I’ll admit I found that section hard to follow, and I’m not entirely seeing the connection. In that section, the dependencies across the whole dataset are captured with a multivariate normal whose covariance matrix has entries for each row in the dataset. In my case, would the idea be to have a separate covariance matrix for each group, with entries for each row within each group? That seems like overkill here, right? I don’t care about dependencies across rows (except insofar as there’s a common group mean), I care about dependencies across columns.

And even then, I’m not seeing how I could capture the “population parameter / group offsets from that parameter” aspect for the correlation across response-dimensions. That is, I don’t want the estimation of the correlation matrices for each group to be done entirely separately, I want their estimates to be partially pooled towards some population level estimate.

Sorry if I’m missing something completely obvious here.

Rather than a scalar offset, you get a vector offset. The typical thing to do would be to give the vectors for the groups a multivariate hierarchical prior:

vector[K] offsets_per_group[num_groups];
...
offsets_per_group ~ multi_normal_cholesky(mu, L_Sigma);

There’s an example in the manual using the LKJ correlation prior with a Cholesky factor that shows the best way to code it.

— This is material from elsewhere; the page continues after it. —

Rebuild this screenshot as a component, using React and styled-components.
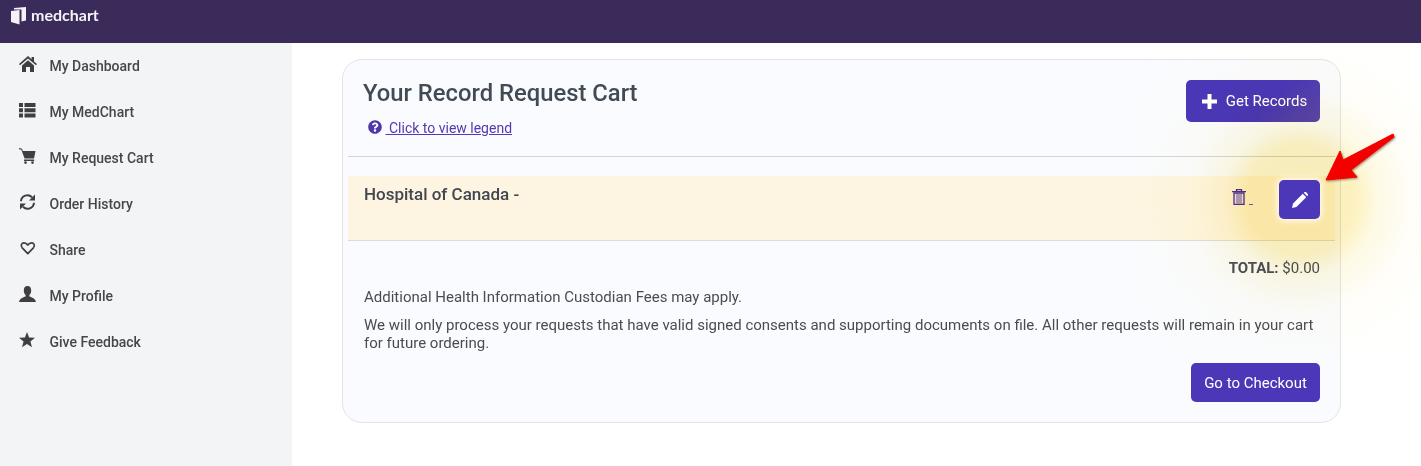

I don’t think there are any per-group covariance/correlation matrices involved. It’s at the level of prior.

The model you’ve described would capture the fact that the responses are correlated overall. What I’m hoping for, though, is a model that captures the fact that the responses can be more correlated within some groups, and less correlated in others. Does this make sense?

(And forgot to say: thanks to both of you for the replies!)

Yes, but I’m not sure what kind of hierarchical prior to give the covariance matrix in that case. You could have no pooling if there’s enough data. Or someone else may have a suggestion.

Right, that was where I got stuck as well-- it’s not clear what kind of ‘offset’ could be used that would keep (e.g.) a positive-definite constraint.

I think Wisharts sort of have the right properties, being conjugate priors. They’re not very efficient in Stan, though, as we don’t have Cholesky-based versions.

Would it make sense to place the offsets on the elements of the cholesky-factorized-matrix itself? I know the diagonal needs to be positive, but I wasn’t sure what the constraints on the off-diagonal elements are; or if there’s some other reason this would be a bad idea.

For covariance matrices, there are no constraints on the off-diagonals. For correlation matrices, the rows have to have L2 norms of 1.

The issue is what it means it to put priors on the components. The LKJ priors break that down into partial correaltions so the whole thing fits back together to give a reasonable prior on correlation matrices.

Bumping this up again, since I’m trying to build a similar model. @jwdink , did you ever find a solution to this?

I did not, sorry.